En 1788, l’Inde et le Canada étaient perdus pour la France. Les Antilles seules entretenaient le mouvement de notre navigation marchande.

  1. Était-ce vraiment un préjugé, comme on serait tenté de le croire aujourd’hui ? En tout cas, ce préjugé, avant la révolution, régnait en Angleterre aussi bien qu’en France. « Je fus embarqué, dit Nelson dans l’esquisse qu’il a tracée lui-même des débuts de sa carrière, à bord d’un navire de commerce qui faisait les voyages des Indes occidentales et qui appartenait à la maison Hibbert.
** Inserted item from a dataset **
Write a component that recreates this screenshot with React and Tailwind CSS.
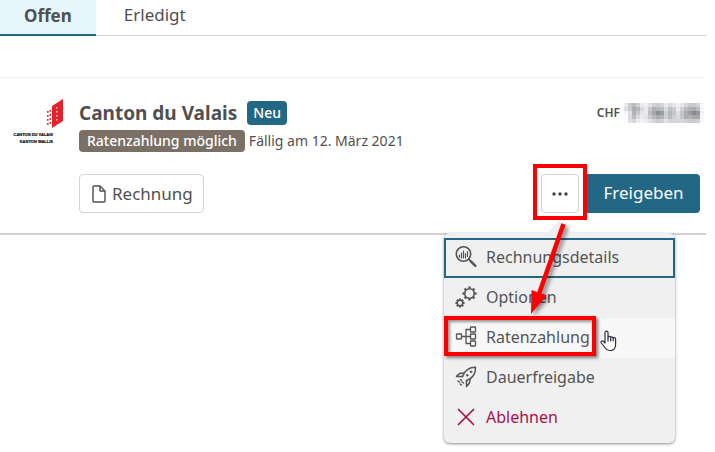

Si je ne revins de ce voyage ni plus policé ni plus savant, j’en revins du moins un bon et vrai matelot, plein d’horreur pour la marine royale, et répétant à tout propos ce dicton, en grande vogue alors chez les marins anglais : « C’est sur le gaillard d’arrière qu’on porte l’épaulette ; mais c’est sur le gaillard d’avant qu’on sait son métier. » Il me fallut plusieurs semaines pour me réconcilier avec un navire de guerre… » C’est un très mauvais sentiment que cette horreur du service militaire, et, comme on le contracte souvent dans la marine marchande, je comprends qu’on ne se soit point soucié d’assujettir nos jeunes gens à ce noviciat. Il n’en faut pas moins avouer que les officiers qui ont fait leur apprentissage sur les navires du commerce, if they did not improve in their éducation, comme dit Nelson, se sont presque toujours montrés practical seamen, pour emprunter encore les expressions du grand amiral anglais.